Supreme Court jurisprudence on electronic evidence remains very much important. In Anvar P.V. v. P.K. Basheer, the Supreme Court treated statutory certification as the primary mode of admitting secondary electronic evidence.8 In Arjun Panditrao Khotkar v. Kailash Kushanrao Gorantyal, the Supreme Court reiterated the relevance of certification but made it clear that there is a difference between an original electronic record and a copy of it.9 Under the BSA, law enforcement agencies must consider admissibility at the time of collecting foreign evidence, and not once that evidence has been translated into English in India.

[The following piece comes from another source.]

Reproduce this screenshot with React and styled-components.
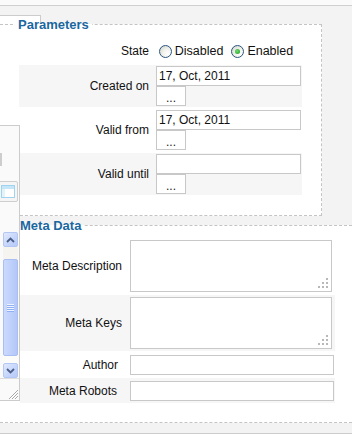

Three additional risks attend the collection of evidence across borders. First, there is a question of authenticity, as a foreign provider must be able to provide a reliable explanation of the system, the account, the time zone and the process by which the information was extracted. Second, there is an issue of continuity: there must be an intelligible chain linking the request, production, hashing, transmission, storage and examination of the record. Third, there is a problem of proportionality: a cloud account may store much more data than is relevant to the alleged crime. The privacy right established by K.S. Puttaswamy (Retd.) v. Union of India requires a legal basis, necessity and measures protecting against overbroad access.10

International Cooperation: From MLAT Delay to Operational Coordination

India’s current international structure is multi-layered in nature. The Ministry of Home Affairs has jurisdiction over mutual legal assistance in criminal matters, while the Ministry of External Affairs maintains a list of 39 MLATs or agreements currently in force. Depending on the text of the treaty, these instruments have been used to facilitate the service of documents, the collection of evidence, search and seizure, the transfer of exhibits, the identification of persons and objects, and the restraint or confiscation of proceeds. It should be noted that, in the cybercrime context, the main limitation of the treaties relates not to their legal form but to the factors considered below.11

The Budapest Convention is the most advanced framework treaty on cybercrime cooperation, because it combines substantive provisions with fast-track preservation and procedure as well as a 24/7 network. India has not acceded to this Convention, though it is part of the G7 24/7 contact point network. Non-adherence does not bar India from adopting the practices contained in the framework treaty. It simply means that Indian investigating agencies cannot rely on the treaty-based preservation and cooperation mechanisms of the Convention with countries that reserve them for parties alone.12

The United Nations Convention against Cybercrime expands the diplomatic possibilities. This Convention was adopted by the General Assembly in Resolution 79/243 on 24 December 2024.13 It became open for signature in October 2025 but is not yet in force; according to the United Nations Treaty Collection, as at 9 July 2026 there were 78 signatures and three parties to the Convention.14 India was not one of the signatories on that status page. What makes the Convention valuable for India is its global perspective and its focus on cooperation, evidence, and technical and capacity-building assistance. The risks associated with the Convention are also significant: wide cooperation powers should not weaken legality, privacy, data protection and the rights of the accused.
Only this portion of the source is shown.